The new Statutory Instrument could easily be effected at the same date as the date of operation of the present Instrument, namely, June next. If the Rule Committee decide not to do this, despite the noble and learned Lord's advice, if he is prepared to tender it, then I hope that at least we will hear that the committee would be advised by him, by the same means, to defer the date of coming into operation of that part of the Statutory Instrument which effects the omission of the Royal Command until such time as the Rule Committee has had the benefit of considering views, capable of being expressed, in full and public discussion and after proper and uninhibited consultation with all those directly concerned in this matter, not least the professional legal bodies who would now be free to test the opinion of their membership, who are in daily contact with plaintiffs and defendants and who have experience of day-to-day practice in our courts. I may add incidentally that these bodies are, to my own knowledge, most unhappy about the requirement of strict confidentiality which is imposed on them in connection with proposed amendments of the Rules, a matter which, one would have thought, scarcely merited such strict security.

I was handed only an hour or so ago the 16th Report from the Joint Committee on Statutory Instruments and, as your Lordships will know, that committee is not empowered to express any views on the merits of a Statutory Instrument. That report was available in both Houses only this morning and I feel that I should, very shortly, read from it: The Committee draw the special attention of both Houses to the Rules of the Supreme Court (Writ and Appearance) 1979, Statutory Instrument 1979, No. 1716, on the ground that their purport calls for elucidation. The Rules amend the Rules of the Supreme Court mainly by prescribing new forms of Writ of Summons and replacing the entry of appearance by acknowledgement of service. In the Committee's opinion, the new form of writ makes an important change in court procedure by the omission from it of the Royal Command to a defendant to enter an appearance. The purport of this change has been elucidated in oral evidence submitted by the Lord Chancellor, Chairman of the Supreme Court Rules Committee". I am really indebted to your Lordships for your patience and forbearance and apologise again for detaining the House so long. I beg to move.

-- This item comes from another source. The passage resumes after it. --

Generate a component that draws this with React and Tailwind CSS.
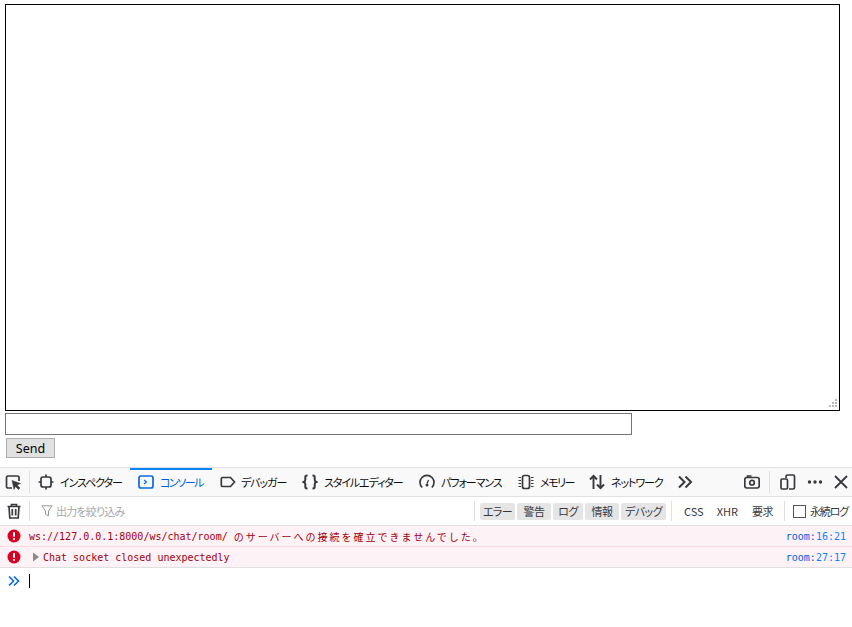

Moved, That an humble Address be presented to Her Majesty praying that the Rules of the Supreme Court (Writ and Appearance) 1979 [S.I. 1979, No. 1716], laid before the House on 20th December 1979, be annulled.—(Lord Mishcon.)

Lord AIREDALE

My Lords——

6.25 p.m.

The LORD CHANCELLOR (Lord Hailsham of Saint Marylebone)

My Lords, I was intending to address the House, but if the noble Lord, Lord Airedale, wishes to speak at this stage——

Lord AIREDALE

No, my Lords.

The LORD CHANCELLOR

I think it would be for the convenience of the House, my Lords, if I replied at once to the various arguments which have been presented with great clarity by the noble Lord, Lord Mishcon, because I do not think he has given at all a fair or full account of what has taken place. I cannot of course complain, in view of the report of the Committee on Statutory Instruments, that he should have brought the matter to the attention of your Lordships; I take it that that was the object of the report.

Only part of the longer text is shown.